Lidl pre-empts living wage with pay rise

lidl

From next month, all entry-level Lidl UK employees will receive a minimum wage of £8.20 an hour in England, Scotland and Wales and £9.35 an hour in London reports The Times.

This equates to an average wage increase of £1,200 a year, or 14 per cent, and more than half of Lidl UK’s 17,000 workforce and all age brackets will benefit.

The rates are those which the Living Wage Foundation, the community-run organisation, is expected call for next month.

The German discount chain has announced the move seven months before George Osborne’s compulsory national living wage — which will be set at £7.20 an hour — comes into effect in April.

Ronny Gottschlich, the chief executive of Lidl UK, said that he could potentially decide to pay the grocer’s workers even more if the Living Wage Foundation decided to set its rates higher than expected.

He said: “Lidl UK will begin paying the rate it expects the Living Wage Foundation to set in November 2015, a full month ahead of the official announcements, and has also pledged to match the new living wage rate should it be higher than predicted.”

Mr Gottschlich added that the decision would require a £9 million investment from Lidl but said that it was “only right that we show our commitment [to employees] in the same way that the team commit to the business and our customers each and every day”.

He said that Lidl, which has been eating up market share from its larger rivals, wanted to ensure that it paid a “wage that supported the cost of living” and added that he was “proud that Lidl employees would be among the best paid in the supermarket sector”.

Lidl’s move will be a shot across the bows of other grocery retailers that are still deciding how to deal with Mr Osborne’s national living wage proposals.

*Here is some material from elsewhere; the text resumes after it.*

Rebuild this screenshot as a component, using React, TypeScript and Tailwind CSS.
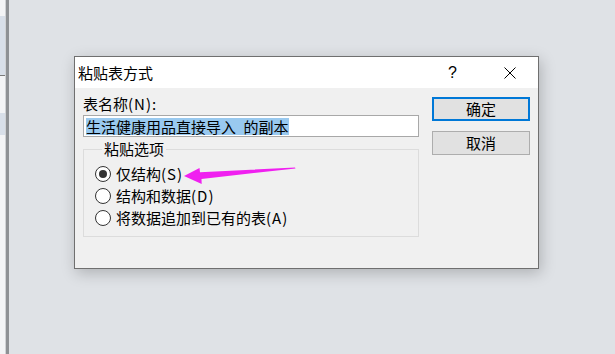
import React from 'react';

const options = [
  { label: '仅结构', key: 'S', checked: true },
  { label: '结构和数据', key: 'D', checked: false },
  { label: '将数据追加到已有的表', key: 'A', checked: false },
];

function Radio({ checked }: { checked: boolean }) {
  return (
    <span className="flex h-[16px] w-[16px] shrink-0 items-center justify-center rounded-full border border-[#333333] bg-white">
      {checked && <span className="h-[8px] w-[8px] rounded-full bg-[#333333]" />}
    </span>
  );
}

function LeftEdge() {
  return (
    <div className="flex h-full shrink-0">
      <div className="flex w-[5px] flex-col bg-[#f3f4f6]">
        <div className="mt-[16px] h-[59px] bg-[#d8dfe9]" />
        <div className="h-px bg-[#7a7a7a]" />
        <div className="mt-[37px] h-[22px] bg-[#d8dfe9]" />
      </div>
      <div className="w-px bg-[#d0d2d5]" />
      <div className="w-[3px] bg-[#8e9195]" />
    </div>
  );
}

function PasteDialog() {
  return (
    <div className="flex h-[213px] w-[465px] flex-col border border-[#6f6f6f] bg-[#f0f0f0] shadow-[2px_4px_14px_rgba(0,0,0,0.22)]">
      <div className="flex h-[31px] items-center bg-white">
        <span className="flex-1 pl-[3px] leading-[18px]">粘贴表方式</span>
        <span className="flex h-full w-[57px] items-center justify-center font-['Liberation_Sans',sans-serif] text-[16px]">
          ?
        </span>
        <span className="flex h-full w-[57px] items-center justify-center">
          <svg width="12" height="12" viewBox="0 0 12 12" fill="none" stroke="#000" strokeWidth="1">
            <path d="M0.5 0.5 L11.5 11.5 M11.5 0.5 L0.5 11.5" />
          </svg>
        </span>
      </div>

      <div className="flex px-[8px]">
        <div className="flex w-[336px] flex-col">
          <div className="mt-[7px] h-[18px] leading-[18px]">
            表名称<span className="tracking-[1px]">(N):</span>
          </div>
          <div className="mt-[2px] flex h-[22px] items-center border border-[#a8a8a8] bg-white pl-[2px]">
            <span className="h-[17px] bg-[#99c9ef] leading-[17px]">生活健康用品直接导入{'\u2002'}的副本</span>
          </div>
          <fieldset className="mt-[3px] border border-[#dcdcdc] pb-[7px] pl-[11px] pt-[5px]">
            <legend className="ml-[7px] px-[2px] leading-[18px]">粘贴选项</legend>
            {options.map((o) => (
              <div key={o.key} className="flex h-[22px] items-center gap-[5px] leading-[18px]">
                <Radio checked={o.checked} />
                <span>
                  {o.label}
                  <span className="tracking-[1px]">({o.key})</span>
                </span>
              </div>
            ))}
          </fieldset>
        </div>

        <div className="ml-[13px] flex w-[98px] flex-col pt-[9px]">
          <button className="flex h-[24px] items-center justify-center border-2 border-[#0078d7] bg-[#e1e1e1] leading-[18px]">
            确定
          </button>
          <button className="mt-[10px] flex h-[24px] items-center justify-center border border-[#adadad] bg-[#e1e1e1] leading-[18px]">
            取消
          </button>
        </div>
      </div>
    </div>
  );
}

function Arrow() {
  return (
    <svg className="pointer-events-none absolute left-0 top-0" width="615" height="354" viewBox="0 0 615 354">
      <path
        d="M184 176 L199.5 168 L200 172.3 L295 167.4 L295.5 168.4 L201.5 179 L201.7 184 Z"
        fill="#f020f0"
      />
    </svg>
  );
}

export default function App() {
  return (
    <div className="relative flex h-[354px] w-[615px] overflow-hidden bg-[#dfe2e6] font-['Noto_Sans_CJK_SC','Noto_Sans',sans-serif] text-[15px] text-black">
      <LeftEdge />
      <div className="flex-1 pl-[65px] pt-[56px]">
        <PasteDialog />
      </div>
      <Arrow />
    </div>
  );
}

Retail, which is Britain’s largest private employer, with 3 million workers, will be one of the main sectors affected by the summer budget ruling.

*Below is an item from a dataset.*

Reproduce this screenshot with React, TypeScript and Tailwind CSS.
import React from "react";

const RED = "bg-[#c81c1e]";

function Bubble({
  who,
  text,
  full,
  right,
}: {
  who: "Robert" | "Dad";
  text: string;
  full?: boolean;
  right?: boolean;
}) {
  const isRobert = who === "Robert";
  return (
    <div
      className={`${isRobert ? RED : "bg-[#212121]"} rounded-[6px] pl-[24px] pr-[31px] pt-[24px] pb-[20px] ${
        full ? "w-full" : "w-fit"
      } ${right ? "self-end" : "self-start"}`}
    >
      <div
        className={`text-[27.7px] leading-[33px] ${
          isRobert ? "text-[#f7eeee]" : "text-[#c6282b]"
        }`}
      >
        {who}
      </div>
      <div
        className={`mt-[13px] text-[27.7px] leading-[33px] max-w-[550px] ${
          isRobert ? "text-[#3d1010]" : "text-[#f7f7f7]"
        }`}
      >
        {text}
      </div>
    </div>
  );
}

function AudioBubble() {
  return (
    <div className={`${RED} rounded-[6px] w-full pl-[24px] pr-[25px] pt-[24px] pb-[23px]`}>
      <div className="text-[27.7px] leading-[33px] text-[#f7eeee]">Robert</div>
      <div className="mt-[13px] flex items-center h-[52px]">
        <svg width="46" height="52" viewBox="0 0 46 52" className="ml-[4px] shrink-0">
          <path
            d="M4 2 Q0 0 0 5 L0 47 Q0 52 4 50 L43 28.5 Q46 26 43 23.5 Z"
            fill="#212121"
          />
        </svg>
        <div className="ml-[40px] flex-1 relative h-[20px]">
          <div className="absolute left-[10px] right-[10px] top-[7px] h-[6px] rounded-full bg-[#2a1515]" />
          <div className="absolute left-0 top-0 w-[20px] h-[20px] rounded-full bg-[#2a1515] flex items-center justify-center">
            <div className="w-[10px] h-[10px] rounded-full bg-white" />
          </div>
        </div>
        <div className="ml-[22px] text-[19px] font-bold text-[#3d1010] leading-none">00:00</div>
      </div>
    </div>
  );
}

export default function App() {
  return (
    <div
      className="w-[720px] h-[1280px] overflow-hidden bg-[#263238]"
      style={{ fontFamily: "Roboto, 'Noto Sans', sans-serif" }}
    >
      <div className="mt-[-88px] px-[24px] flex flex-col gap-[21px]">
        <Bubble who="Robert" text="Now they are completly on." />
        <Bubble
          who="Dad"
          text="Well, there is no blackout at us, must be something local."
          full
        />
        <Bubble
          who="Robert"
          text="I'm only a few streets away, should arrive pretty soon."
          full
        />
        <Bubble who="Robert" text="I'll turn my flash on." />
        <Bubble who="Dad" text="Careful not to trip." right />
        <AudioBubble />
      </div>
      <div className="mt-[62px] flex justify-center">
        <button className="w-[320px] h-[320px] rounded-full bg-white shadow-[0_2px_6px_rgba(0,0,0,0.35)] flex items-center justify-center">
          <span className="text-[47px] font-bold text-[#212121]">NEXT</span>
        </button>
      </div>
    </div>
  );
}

The new wage, which is for workers aged 25 and over, will initially be set at £7.20 an hour, with a target of it reaching more than £9 an hour by 2020. Both part-time and full-time workers will receive the higher wage. Workers under 25 and apprentices will receive an increase, albeit at a lower level.

J Sainsbury will raise its wages for shopworkers by 4 per cent in April with 85 per cent of the group’s 161,000 staff receiving a new rate of £7.36 an hour.

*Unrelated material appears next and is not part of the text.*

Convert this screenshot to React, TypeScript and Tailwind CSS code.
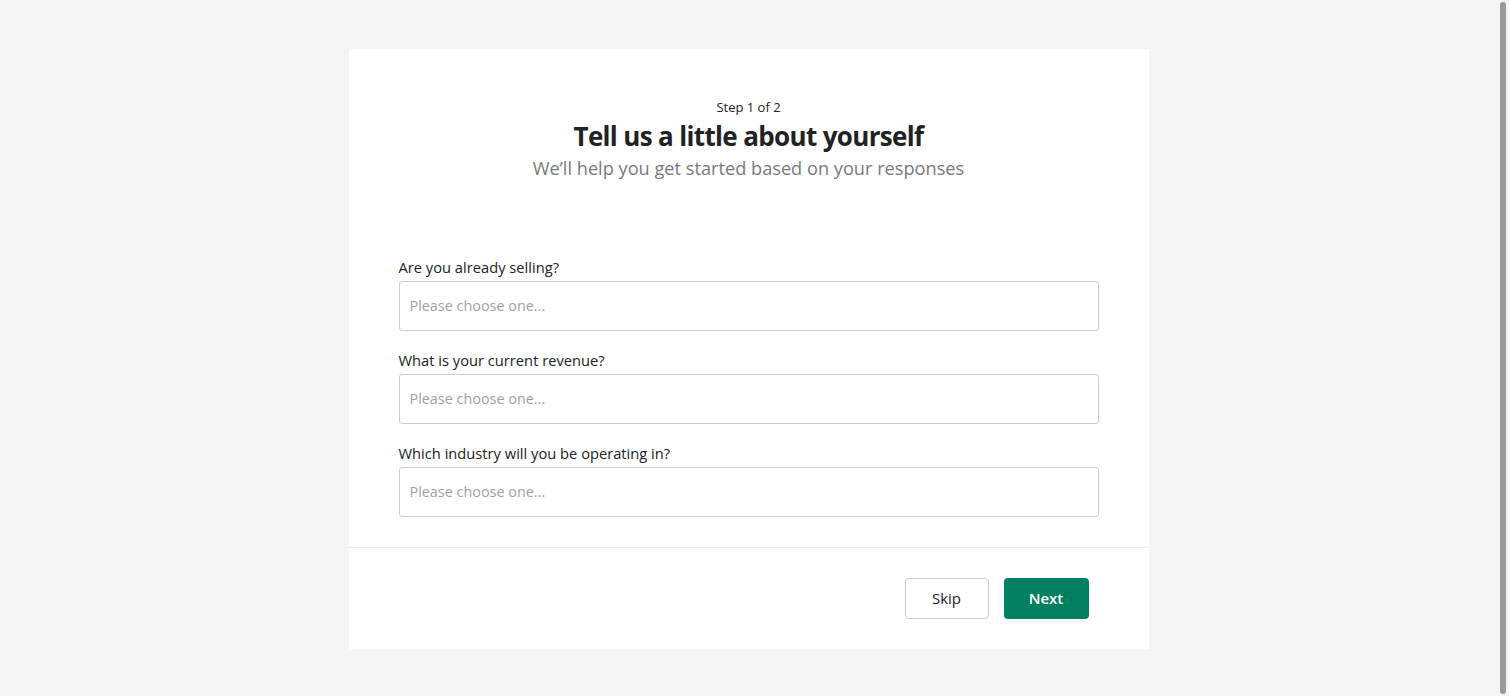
import React from 'react';

const questions = [
  'Are you already selling?',
  'What is your current revenue?',
  'Which industry will you be operating in?',
];

const App: React.FC = () => {
  return (
    <div
      className="flex min-h-screen bg-[#f5f5f5] text-[#202223]"
      style={{ fontFamily: '"Open Sans", "Noto Sans", sans-serif' }}
    >
      <div className="flex-1 pt-[49px] pb-[47px] flex justify-center">
        <div className="w-[800px] bg-white">
          <header className="pt-[49px] flex flex-col items-center text-center">
            <p className="text-[13px] leading-[18px]">Step 1 of 2</p>
            <h1 className="mt-[3px] text-[26px] leading-[34px] font-bold tracking-tight">
              Tell us a little about yourself
            </h1>
            <p className="mt-[2px] text-[18.2px] leading-[26px] text-[#7a7a7a]">
              We’ll help you get started based on your responses
            </p>
          </header>

          <form className="mt-[76px] px-[50px] pb-[30px] flex flex-col gap-[19px]">
            {questions.map((q) => (
              <div key={q} className="flex flex-col gap-[4px]">
                <label className="text-[14.7px] leading-[20px]">{q}</label>
                <button
                  type="button"
                  className="h-[50px] w-full border border-[#c9cccf] rounded-[3px] px-[10px] text-left text-[14.4px] text-[#a1a1a1] bg-white"
                >
                  Please choose one...
                </button>
              </div>
            ))}
          </form>

          <footer className="border-t border-[#ebebeb] pt-[30px] pb-[30px] px-[60px] flex justify-end gap-[15px]">
            <button className="h-[41px] w-[84px] rounded-[4px] border border-[#c9cccf] bg-white text-[15px]">
              Skip
            </button>
            <button className="h-[41px] w-[85px] rounded-[4px] bg-[#008060] text-white text-[15px] font-semibold">
              Next
            </button>
          </footer>
        </div>
      </div>
      <div className="w-[12px] shrink-0 py-[2px] flex justify-center">
        <div className="w-[6px] rounded-full bg-[#9a9a9a]" />
      </div>
    </div>
  );
};

export default App;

The proposed £7.20 national living wage tariff reflects a 4 per cent pay rise. Sainsbury’s also went further than the proposals by extending the rate to the under-25s.

Wm Morrison, the struggling grocery chain that employees well over 100,000 people, said last week that it expected the hit to be “in the tens of millions of pounds”.

Asda pays shopfloor staff £6.89 outside London, which will rise to £7 an hour. Morrisons pays between £6.83 and £7.79, according to the regional cost of living. Tesco said in July that it would not increase its overall pay but was still hammering out deals with unions.